For me, the main takeaway is that no one can really be sure whether they are getting the full story from their brain. Rather like the president or prime minister, they only have their advisors’ word for how things are looking outside the office. Do I have a congenitally weak body and will therefore hit the peak of my cone at the same time as my hard-drinking friends in spite of all those nights I went home?

Or am I blessed with a set of uncommonly honest advisors, whose candour will ultimately add years to my life? Another roll of the dice, I guess.

See Also:
When it comes to Nutrition, the Glass is Half Empty
Roll the Dice


Asclepius said...

When you think about it we have developed all these inbuilt responses and reflexes to ensure our survival.
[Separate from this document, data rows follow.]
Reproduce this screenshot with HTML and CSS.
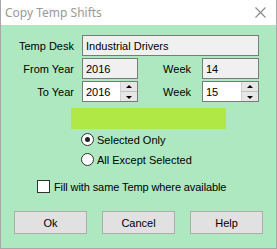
FILE: index.html
```html
<!DOCTYPE html>
<html lang="en">
<head>
    <meta charset="UTF-8">
    <title>Copy Temp Shifts</title>
    <link rel="stylesheet" href="styles.css">
</head>
<body>
    <div class="window">
        <div class="title-bar">
            <span class="title">Copy Temp Shifts</span>
            <svg class="close" width="11" height="11" viewBox="0 0 11 11">
                <path d="M0.5 0.5 L10.5 10.5 M10.5 0.5 L0.5 10.5" stroke="#8a8a8a" stroke-width="1.1" fill="none"/>
            </svg>
        </div>

        <div class="content">
            <div class="form-grid">
                <label class="label">Temp Desk</label>
                <div class="field readonly wide">Industrial Drivers</div>

                <label class="label">From Year</label>
                <div class="field readonly">2016</div>
                <label class="label week">Week</label>
                <div class="field readonly">14</div>

                <label class="label">To Year</label>
                <div class="field spin">
                    <span class="value">2016</span>
                    <span class="spinner"><span class="up"></span><span class="down"></span></span>
                </div>
                <label class="label week">Week</label>
                <div class="field spin">
                    <span class="value">15</span>
                    <span class="spinner"><span class="up"></span><span class="down"></span></span>
                </div>
            </div>

            <div class="status-bar"></div>

            <div class="options">
                <div class="radio-row"><span class="radio checked"></span>Selected Only</div>
                <div class="radio-row"><span class="radio"></span>All Except Selected</div>
            </div>

            <div class="check-row"><span class="checkbox"></span>Fill with same Temp where available</div>

            <div class="buttons">
                <button class="btn">Ok</button>
                <button class="btn">Cancel</button>
                <button class="btn">Help</button>
            </div>
        </div>
    </div>
</body>
</html>
```

FILE: styles.css
```css
body {
    margin: 0;
    font-family: "Liberation Sans", Arial, sans-serif;
    font-size: 11px;
    color: #000;
}
.window {
    width: 275px;
    height: 248px;
    border: 1px solid #a8a8a8;
    border-top: none;
    background-color: #ade8c1;
    display: flex;
    flex-direction: column;
}
.title-bar {
    height: 25px;
    background-color: #fff;
    display: flex;
    align-items: center;
    justify-content: space-between;
    padding: 0 10px 0 4px;
}
.title {
    font-family: "Noto Sans", "Open Sans", sans-serif;
    font-size: 12px;
    color: #9a9a9a;
}
.close {
    display: block;
}
.content {
    padding-top: 10px;
    display: flex;
    flex-direction: column;
}
.form-grid {
    display: grid;
    grid-template-columns: 73px 56px 48px 57px;
    column-gap: 8px;
    row-gap: 2px;
    grid-auto-rows: 21px;
    align-items: center;
}
.label {
    text-align: right;
}
.label.week {
    padding-right: 3px;
}
.field {
    height: 21px;
    box-sizing: border-box;
    border: 1px solid #7a7a7a;
    padding: 0 3px;
    display: flex;
    align-items: center;
    font-size: 11px;
}
.readonly {
    background-color: #f0f0f0;
}
.wide {
    grid-column: 2 / 5;
}
.spin {
    background-color: #fff;
    padding-right: 0;
    justify-content: space-between;
}
.spinner {
    width: 16px;
    height: 19px;
    display: flex;
    flex-direction: column;
    border-left: 1px solid #d0d0d0;
}
.spinner span {
    flex: 1;
    background-color: #e6e6e6;
    position: relative;
}
.spinner .up {
    border-bottom: 1px solid #c0c0c0;
}
.spinner .up::after,
.spinner .down::after {
    content: "";
    position: absolute;
    left: 5px;
    top: 3px;
    border-left: 3px solid transparent;
    border-right: 3px solid transparent;
}
.spinner .up::after {
    border-bottom: 3px solid #000;
}
.spinner .down::after {
    border-top: 3px solid #000;
    top: 4px;
}
.status-bar {
    margin: 6px 0 0 70px;
    width: 155px;
    height: 21px;
    background-color: #b0e845;
}
.options {
    margin: 4px 0 0 80px;
    display: flex;
    flex-direction: column;
    gap: 7px;
}
.radio-row,
.check-row {
    display: flex;
    align-items: center;
    height: 13px;
}
.radio {
    width: 11px;
    height: 11px;
    border: 1px solid #333;
    border-radius: 50%;
    background-color: #fff;
    margin-right: 3px;
    position: relative;
}
.radio.checked::after {
    content: "";
    position: absolute;
    left: 3px;
    top: 3px;
    width: 5px;
    height: 5px;
    border-radius: 50%;
    background-color: #222;
}
.check-row {
    margin: 14px 0 0 36px;
    letter-spacing: -0.1px;
}
.checkbox {
    width: 11px;
    height: 11px;
    border: 1px solid #333;
    background-color: #fff;
    margin-right: 4px;
}
.buttons {
    display: flex;
    gap: 15px;
    margin: 18px 0 0 13px;
}
.btn {
    width: 73px;
    height: 23px;
    background-color: #e1e1e1;
    border: 1px solid #adadad;
    font-family: "Liberation Sans", Arial, sans-serif;
    font-size: 11px;
    color: #000;
    padding: 0;
}
```
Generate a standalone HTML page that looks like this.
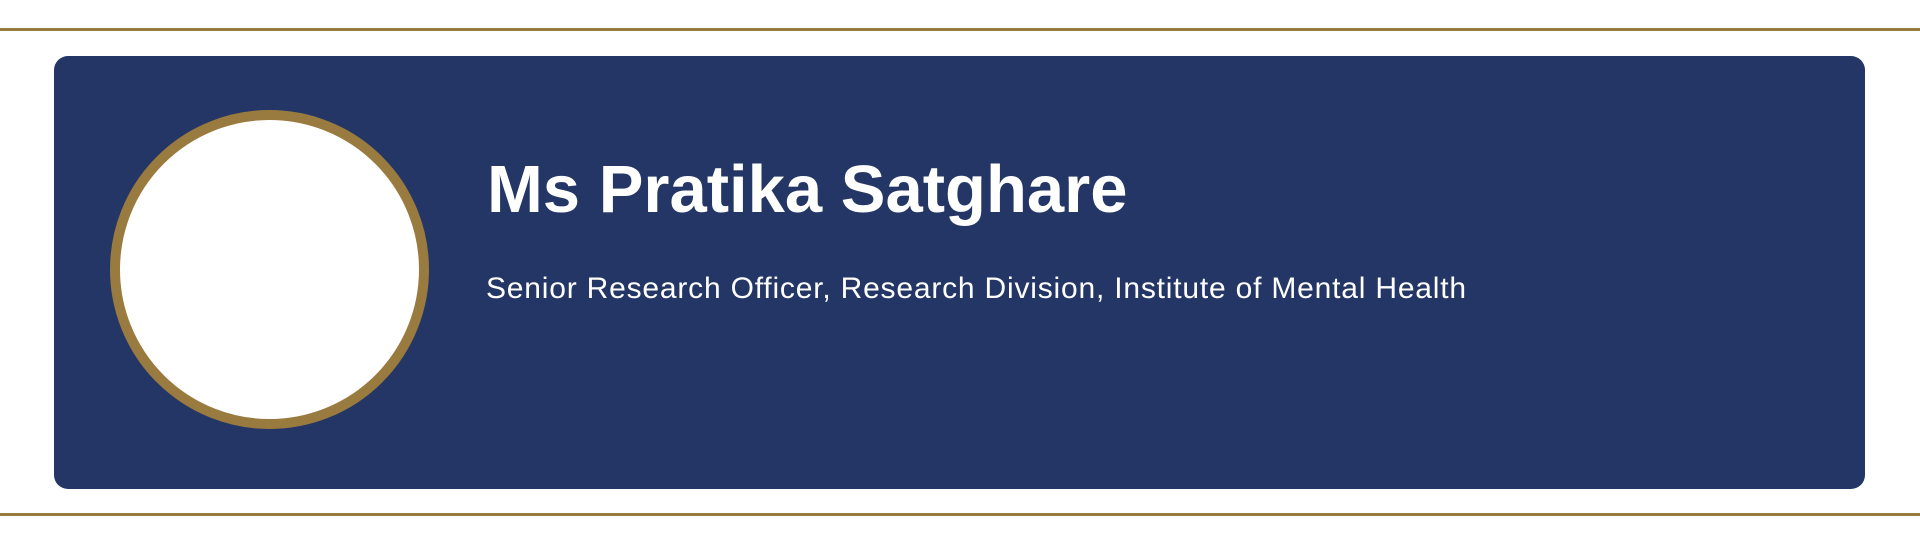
<!DOCTYPE html>
<html><head><meta charset="utf-8"><style>
html,body{margin:0;padding:0;background:#fff;width:1920px;height:540px;overflow:hidden;font-family:"Liberation Sans",sans-serif}
.line{position:absolute;left:0;width:1920px;height:3px;background:#9a7b3f}
.card{position:absolute;left:54px;top:56px;width:1811px;height:433px;background:#243665;border-radius:14px}
.circ{position:absolute;left:110px;top:110px;width:299px;height:299px;border:10px solid #9a7b3f;border-radius:50%;background:#fff}
.name{position:absolute;left:487px;top:151px;color:#fff;font-weight:bold;font-size:67px;white-space:nowrap}
.sub{position:absolute;left:486px;top:272px;color:#fff;font-size:30px;letter-spacing:0.8px;white-space:nowrap}
</style></head><body>
<div class="line" style="top:28px"></div>
<div class="card"></div>
<div class="circ"></div>
<div class="name">Ms Pratika Satghare</div>
<div class="sub">Senior Research Officer, Research Division, Institute of Mental Health</div>
<div class="line" style="top:513px"></div>
</body></html>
So when we are thirsty we drink, when hungry we are compelled to eat, after exercise we experience fatigue and have to rest, if damaged we experience pain and various repair mechanisms kick off.

Clearly we can fool/override some of these reponses. We undertake ritualistic drinking - during a night on the beer. We fool our appetite with refined carbohydrate (it lacks satiety and allows us to eat ourselves in to immobility). We overtrain - ignoring a whole range of feedback prior to reaching that point.

It looks like we have evolved to be able to ignore this feedback. There would be an advantage in being able to this - a predator would not stop its pursuit just because you had twisted an ankle - you still need to be able to escape!

This draws us to an idea of how much we can override these reflexes. The fact that those with a poor lifestyle can drop dead from a heart attack in their 30s or that marathon runners can suffer the same fate through excessive activity, suggests that yes, we can all blunder on in ignorance of underlying bodily trauma.

The one saving grace is that some of us build in rest in to our lives. If we give ourselves 'breathing space' we get chance to rest, reflect and recover. In my experience this is something more common amongst athletes than those who enjoy their beer and fags!

Anonymous said...

I have what I would describe as a very sensitive constitution. I can feel the effects of only 2 pints of beer, in addition I suffer a hangover from the same amount. I can't drink tea beyond 6pm because the caffene keeps me awake at night. During my youth I partook in recreational drug use but could never handle anything like the amounts my friends considered a 'normal' amount to take. In fact one could say I was a lightweight! That said when it comes to food I don't share the same view, my thought is very much the case that your body takes what it needs to sustain itself and the rest is disposed of. It is OK to eat refined sugar, its OK to eat saturated fats, it's OK to pretty much eat anything that's edible, the key is to ensure we don't eat anything to excess. I have at various times in my life followed different regimes, vegetarianism for example or not drinking any alcohol for another, at other times I have eaten such huge amounts of cake, chocolate, pizza and junk food it would give our large friend from 'Inside Britains Fattest Man' a run for his money! Having said all that I can honestly say I never 'felt' any better or worse as a result of the food I ate, or didn't eat as the case may be. Any kind of drug or stimulant is a different ball game completely when it comes to how one feels. When it comes to food You're barking up the wrong tree here in my opinion.

Methuselah said...

Anon - your point certainly highlights the extent to which these things are viewed through the prism of our own experience. I am very sensitive to the effects of food. If I spend a couple of days eating crap, I feel pretty ropey. This could be because I have spent so many years eating a very healthy diet an am therefore accutely sensitive to the changes, or it could be for any of the reasons in my post. Likewise in your case I guess you could either be getting dodgy signals from your body or you could have the 'constitution' of an ox where food is concerned.